Autonomous robo-cars can swerve in time with one another

Cars that automatically avoid crashes will make GTA pretty boring

A German research institute has developed software that, for the first time, allows networked cars to work together to avoid accidents.

Smart cars have proven able to negotiate even complex urban situations without crashing, but the situation gets far more complicated when there are other cars on the road.

The Fraunhofer-Gesellschaft institute in Karlsruhe has succeeded in coordinating the movement of robo-cars, to avoid unexpected situations such as a tyre blowing out.

Its vehicles are equipped with car-to-car communication, cameras, GPS and radar systems so that they can autonomously recognize their surroundings and avoid any potential obstacles.

The vehicles form cooperative groups that automatically transmit their current positions to a car that has been designated the group coordinator.

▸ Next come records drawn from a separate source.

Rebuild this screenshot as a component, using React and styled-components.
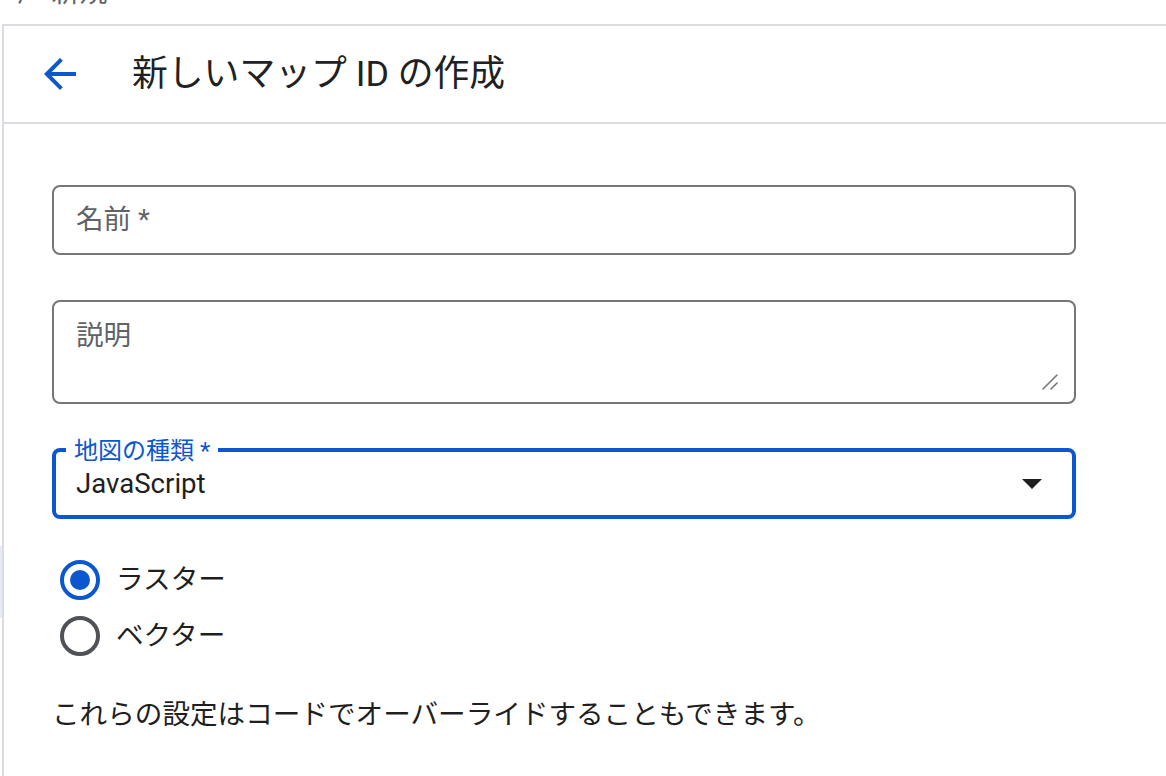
import React from "react";
import styled, { createGlobalStyle } from "styled-components";

const Global = createGlobalStyle`
  html, body { margin: 0; padding: 0; background: #ffffff; }
  body {
    width: 1166px;
    height: 776px;
    overflow: hidden;
    font-family: Roboto, "Noto Sans CJK JP", sans-serif;
    color: #1f1f1f;
  }
  * { box-sizing: border-box; }
`;

const Page = styled.div`
  display: flex;
  flex-direction: column;
  width: 1166px;
  height: 776px;
  overflow: hidden;
`;

const TopStrip = styled.div`
  height: 24px;
  flex: none;
  overflow: hidden;
  padding-left: 18px;
`;

const Crumbs = styled.div`
  display: flex;
  align-items: center;
  margin-top: -27px;
  height: 40px;
  font-size: 28px;
  line-height: 40px;
  color: #5f6368;
`;

const Sep = styled.span`
  margin-right: 22px;
`;

const Body = styled.div`
  flex: 1;
  display: flex;
  min-height: 0;
`;

const Sliver = styled.div`
  width: 2px;
  flex: none;
  display: flex;
  flex-direction: column;
`;

const SliverHighlight = styled.div`
  margin-top: 522px;
  height: 72px;
  background: #e5ecf8;
`;

const Panel = styled.section`
  flex: 1;
  border-left: 2px solid #dadce0;
  border-top: 2px solid #dadce0;
  background: #fff;
  display: flex;
  flex-direction: column;
`;

const Header = styled.header`
  height: 98px;
  flex: none;
  display: flex;
  align-items: center;
  padding-left: 32px;
  border-bottom: 2px solid #dadce0;
  gap: 48px;
`;

const BackButton = styled.button`
  width: 48px;
  height: 48px;
  padding: 0;
  border: none;
  background: transparent;
  display: flex;
  align-items: center;
  justify-content: center;
  cursor: pointer;
  svg { display: block; }
`;

const Title = styled.h1`
  margin: 0;
  font-size: 35.8px;
  font-weight: 400;
  line-height: 48px;
  color: #202124;
`;

const Form = styled.div`
  display: flex;
  flex-direction: column;
  padding: 61px 0 0 48px;
  width: 1072px;
  flex: none;
`;

const Field = styled.div`
  position: relative;
  height: ${(p) => p.$height}px;
  margin-top: ${(p) => p.$mt || 0}px;
  border: ${(p) => (p.$focused ? "4px solid #0b57d0" : "2px solid #747775")};
  border-radius: 8px;
  display: flex;
  align-items: ${(p) => (p.$multiline ? "flex-start" : "center")};
  padding: ${(p) =>
    p.$multiline ? "14px 22px 0" : p.$focused ? "0 30px 0 20px" : "0 22px"};
`;

const Placeholder = styled.span`
  font-size: 27.6px;
  line-height: 40px;
  color: #5f6368;
`;

const Value = styled.span`
  flex: 1;
  font-size: 27.6px;
  line-height: 40px;
  color: #1f1f1f;
`;

const FloatingLabel = styled.span`
  position: absolute;
  top: -13px;
  left: 10px;
  padding: 0 8px;
  background: #fff;
  font-size: 24px;
  line-height: 24px;
  color: #0b57d0;
`;

const ResizeHandle = styled.svg`
  position: absolute;
  right: 16px;
  bottom: 12px;
`;

const RadioGroup = styled.div`
  display: flex;
  flex-direction: column;
  margin-top: 33px;
`;

const RadioRow = styled.label`
  display: flex;
  align-items: center;
  height: 56px;
  padding-left: 8px;
  gap: 16px;
  cursor: pointer;
`;

const RadioCircle = styled.span`
  width: 40px;
  height: 40px;
  border-radius: 50%;
  border: 4px solid ${(p) => (p.$checked ? "#0b57d0" : "#4f5256")};
  display: flex;
  align-items: center;
  justify-content: center;
  &::after {
    content: "";
    width: 20px;
    height: 20px;
    border-radius: 50%;
    background: ${(p) => (p.$checked ? "#0b57d0" : "transparent")};
  }
`;

const RadioText = styled.span`
  font-size: 27.6px;
  line-height: 40px;
  color: #1f1f1f;
`;

const Note = styled.p`
  margin: 31px 0 0;
  font-size: 27.6px;
  line-height: 40px;
  color: #1f1f1f;
  white-space: nowrap;
`;

function ArrowBack() {
  return (
    <svg width="48" height="48" viewBox="0 0 24 24" aria-hidden="true">
      <path
        fill="#0b57d0"
        d="M20 11H7.83l5.59-5.59L12 4l-8 8 8 8 1.41-1.41L7.83 13H20v-2z"
      />
    </svg>
  );
}

function DropArrow() {
  return (
    <svg width="20" height="10" viewBox="0 0 20 10" aria-hidden="true">
      <path fill="#1f1f1f" d="M0 0h20L10 10z" />
    </svg>
  );
}

export default function App() {
  const [mode, setMode] = React.useState("raster");
  return (
    <>
      <Global />
      <Page>
        <TopStrip>
          <Crumbs>
            <Sep>/</Sep>
            <span>新規</span>
          </Crumbs>
        </TopStrip>
        <Body>
          <Sliver>
            <SliverHighlight />
          </Sliver>
          <Panel>
            <Header>
              <BackButton aria-label="戻る">
                <ArrowBack />
              </BackButton>
              <Title>新しいマップ ID の作成</Title>
            </Header>
            <Form>
              <Field $height={70}>
                <Placeholder>名前 *</Placeholder>
              </Field>
              <Field $height={104} $mt={45} $multiline>
                <Placeholder>説明</Placeholder>
                <ResizeHandle width="16" height="16" viewBox="0 0 16 16">
                  <path
                    d="M1 15L15 1M9 15L15 9"
                    stroke="#747775"
                    strokeWidth="1.6"
                    strokeLinecap="round"
                  />
                </ResizeHandle>
              </Field>
              <Field $height={71} $mt={44} $focused>
                <FloatingLabel>地図の種類 *</FloatingLabel>
                <Value>JavaScript</Value>
                <DropArrow />
              </Field>
              <RadioGroup>
                <RadioRow onClick={() => setMode("raster")}>
                  <RadioCircle $checked={mode === "raster"} />
                  <RadioText>ラスター</RadioText>
                </RadioRow>
                <RadioRow onClick={() => setMode("vector")}>
                  <RadioCircle $checked={mode === "vector"} />
                  <RadioText>ベクター</RadioText>
                </RadioRow>
              </RadioGroup>
              <Note>これらの設定はコードでオーバーライドすることもできます。</Note>
            </Form>
          </Panel>
        </Body>
      </Page>
    </>
  );
}
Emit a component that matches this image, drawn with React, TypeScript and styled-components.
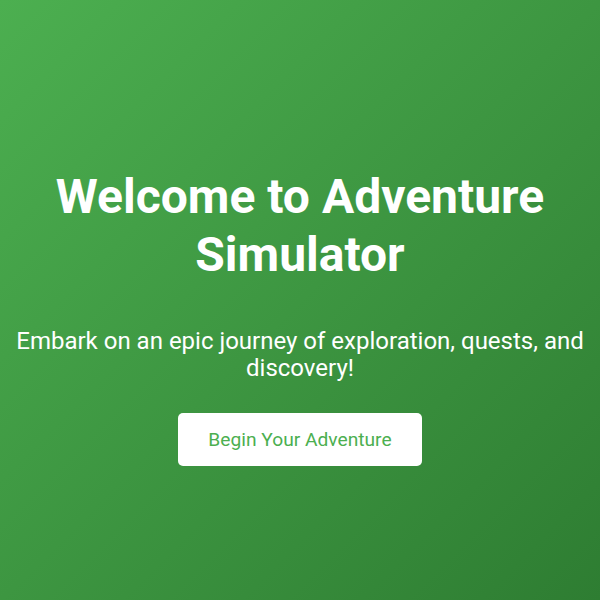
import * as React from "react";
import styled, { createGlobalStyle } from "styled-components";

const GlobalStyle = createGlobalStyle`
    html, body, #root {
        margin: 0;
        padding: 0;
        height: 100%;
    }
    body {
        font-family: Roboto, "Liberation Sans", sans-serif;
    }
`;

const Hero = styled.main`
    display: flex;
    flex-direction: column;
    align-items: center;
    justify-content: center;
    box-sizing: border-box;
    height: 100%;
    padding: 40px 10px 6px;
    text-align: center;
    color: #fff;
    background: linear-gradient(135deg, #4caf50, #2e7d32);
`;

const Title = styled.h1`
    margin: 0 0 20px;
    font-size: 48px;
    font-weight: 700;
    line-height: 1.2;
`;

const Subtitle = styled.p`
    margin: 24px 0 30px;
    font-size: 24px;
    line-height: 1.15;
`;

const StartButton = styled.button`
    padding: 15px 30px;
    border: none;
    border-radius: 5px;
    background: #fff;
    color: #4caf50;
    font-family: inherit;
    font-size: 19.2px;
    cursor: pointer;
`;

export default function App() {
    return (
        <>
            <GlobalStyle />
            <Hero>
                <Title>Welcome to Adventure Simulator</Title>
                <Subtitle>Embark on an epic journey of exploration, quests, and discovery!</Subtitle>
                <StartButton>Begin Your Adventure</StartButton>
            </Hero>
        </>
    );
}
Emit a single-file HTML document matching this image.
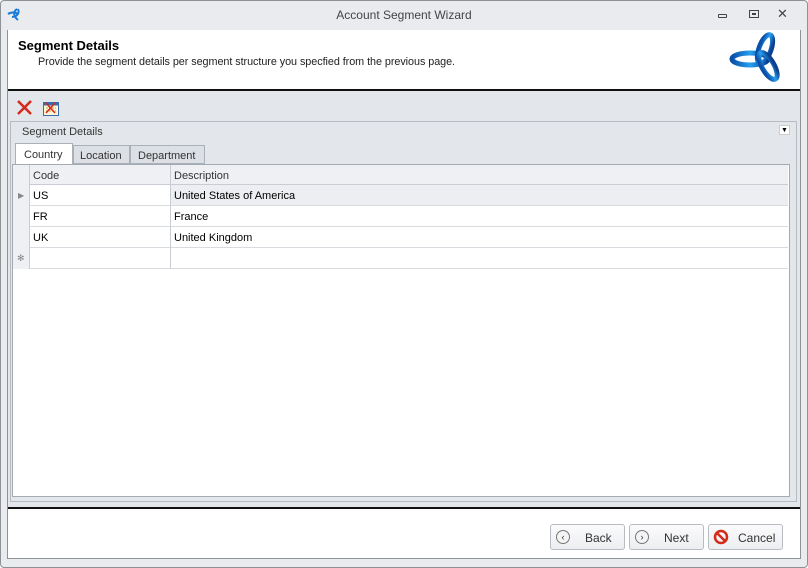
<!DOCTYPE html>
<html><head><style>
*{margin:0;padding:0;box-sizing:border-box}
body{width:808px;height:568px;background:#fff;font-family:"Liberation Sans",sans-serif;font-size:11px;color:#000;position:relative;overflow:hidden}
.abs{position:absolute}
.win{left:0;top:0;width:808px;height:568px;background:#e9ebee;border:1px solid #8d9297;border-radius:4px}
.title{left:0;top:8px;width:808px;text-align:center;font-size:12px;color:#444}
.btn{position:absolute;top:524px;height:26px;border:1px solid #b8bcc2;border-radius:3px;background:linear-gradient(#fbfbfc,#eceef1);font-size:12px;color:#333}
.btn span{position:absolute;top:6px}
.circ{position:absolute;left:5px;top:5px;width:14px;height:14px;border:1px solid #777;border-radius:50%;font-size:9px;line-height:12px;text-align:center;color:#333;background:#f4f4f4}
.row{position:absolute;left:13px;width:775px;height:21px;border-bottom:1px solid #d8dbe0}
.row div{position:absolute;top:5px}
</style></head><body>
<div class="abs win"></div>
<svg class="abs" style="left:6px;top:6px" width="18" height="16" viewBox="0 0 18 16"><path d="M2 8c3-2 7-2 10 0M6 11c4 0 8-3 6-8M11 3c-3 2-5 6 1 11" stroke="#1a7ad8" stroke-width="2" fill="none"/></svg>
<div class="abs title">Account Segment Wizard</div>
<div class="abs" style="left:718px;top:14px;width:9px;height:4px;border:1px solid #444;border-radius:1px"></div>
<div class="abs" style="left:749px;top:10px;width:10px;height:8px;border:1px solid #444"><div style="margin:2px 2px;width:4px;height:2px;border:1px solid #444"></div></div>
<div class="abs" style="left:777px;top:6px;font-size:13px;color:#444">✕</div>
<div class="abs" style="left:7px;top:30px;width:794px;height:529px;background:#fff;border-left:1px solid #8d9297;border-right:1px solid #8d9297;border-bottom:1px solid #8d9297"></div>
<div class="abs" style="left:18px;top:38px;font-size:13px;font-weight:bold">Segment Details</div>
<div class="abs" style="left:38px;top:56px;font-size:10.8px;color:#222;letter-spacing:-0.05px">Provide the segment details per segment structure you specfied from the previous page.</div>
<svg class="abs" style="left:728px;top:32px" width="56" height="52" viewBox="0 0 56 52"><defs><linearGradient id="g" x1="0" x2="1"><stop offset="0" stop-color="#0a4fa8"/><stop offset=".5" stop-color="#27a0f0"/><stop offset="1" stop-color="#0a3f90"/></linearGradient></defs><ellipse cx="22" cy="27" rx="18" ry="6" fill="none" stroke="url(#g)" stroke-width="5"/><ellipse cx="37" cy="17" rx="6" ry="15" transform="rotate(20 37 17)" fill="none" stroke="url(#g)" stroke-width="5"/><ellipse cx="40" cy="34" rx="6" ry="15" transform="rotate(-30 40 34)" fill="none" stroke="url(#g)" stroke-width="5"/></svg>
<div class="abs" style="left:8px;top:89px;width:792px;height:2px;background:#111"></div>
<div class="abs" style="left:8px;top:91px;width:792px;height:416px;background:#e3e6ea"></div>
<svg class="abs" style="left:16px;top:99px" width="18" height="18"><path d="M2 2L15 15M15 2L2 15" stroke="#d42a1a" stroke-width="2.5"/></svg>
<svg class="abs" style="left:42px;top:99px" width="18" height="18"><rect x="1.5" y="3.5" width="15" height="13" fill="#fff6d8" stroke="#3a6db0"/><rect x="1.5" y="3.5" width="15" height="3" fill="#3a6db0"/><path d="M4 9h10M4 12h10" stroke="#c9a040" stroke-dasharray="2 1"/><path d="M4 4L13 14M13 4L4 14" stroke="#d42a1a" stroke-width="1.6"/></svg>
<div class="abs" style="left:10px;top:121px;width:787px;height:381px;border:1px solid #b7bcc3;background:#e3e6ea"></div>
<div class="abs" style="left:22px;top:126px;color:#333">Segment Details</div>
<div class="abs" style="left:779px;top:125px;width:11px;height:10px;background:#fff;border:1px solid #ccc;font-size:7px;text-align:center;line-height:9px">▼</div>
<div class="abs" style="left:15px;top:143px;width:58px;height:22px;background:#fff;border:1px solid #aab0b8;border-bottom:none;padding:5px 0 0 8px;color:#333">Country</div>
<div class="abs" style="left:73px;top:145px;width:57px;height:19px;background:#dcdfe4;border:1px solid #aab0b8;padding:4px 0 0 6px;color:#333">Location</div>
<div class="abs" style="left:130px;top:145px;width:75px;height:19px;background:#dcdfe4;border:1px solid #aab0b8;padding:4px 0 0 7px;color:#333">Department</div>
<div class="abs" style="left:12px;top:164px;width:778px;height:333px;background:#fff;border:1px solid #a5abb3"></div>
<div class="abs" style="left:13px;top:165px;width:775px;height:20px;background:#eef0f3;border-bottom:1px solid #c9cdd3"></div>
<div class="abs" style="left:33px;top:170px;color:#333">Code</div>
<div class="abs" style="left:174px;top:170px;color:#333">Description</div>
<div class="row" style="top:185px;background:#fff"><div style="left:157px;width:618px;top:0;height:20px;background:#eceef1"></div><div style="left:20px">US</div><div style="left:161px">United States of America</div></div>
<div class="row" style="top:206px"><div style="left:20px">FR</div><div style="left:161px">France</div></div>
<div class="row" style="top:227px"><div style="left:20px">UK</div><div style="left:161px">United Kingdom</div></div>
<div class="row" style="top:248px"></div>
<div class="abs" style="left:13px;top:165px;width:17px;height:104px;background:#eef0f3;border-right:1px solid #c9cdd3"></div>
<div class="abs" style="top:191px;font-size:8px;color:#888;left:18px">▶</div>
<div class="abs" style="left:17px;top:253px;font-size:9px;color:#888">✻</div>
<div class="abs" style="left:170px;top:165px;width:1px;height:104px;background:#c9cdd3"></div>
<div class="abs" style="left:8px;top:507px;width:792px;height:2px;background:#111"></div>
<div class="btn" style="left:550px;width:75px"><div class="circ">‹</div><span style="left:34px">Back</span></div>
<div class="btn" style="left:629px;width:75px"><div class="circ">›</div><span style="left:34px">Next</span></div>
<div class="btn" style="left:708px;width:75px"><svg style="position:absolute;left:4px;top:4px" width="16" height="16"><circle cx="8" cy="8" r="6" fill="none" stroke="#d42a1a" stroke-width="2.5"/><path d="M4 4L12 12" stroke="#d42a1a" stroke-width="2.5"/></svg><span style="left:29px">Cancel</span></div>
</body></html>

Always remember the Green Cross Code

Sudden dangers, such as a child running into the road, are recognized not only by the car in front but also by the group coordinator.

If the lead car can neither brake nor swerve because there is another car on the lane to the right, the group coordinator steps in and orders both vehicles to swerve simultaneously.

Unlike ABS braking, for instance, the researchers envisage cars with the system taking over control completely from human drivers.

The Institute is now working on improving the system's ability to recognise and respond to emergency situations.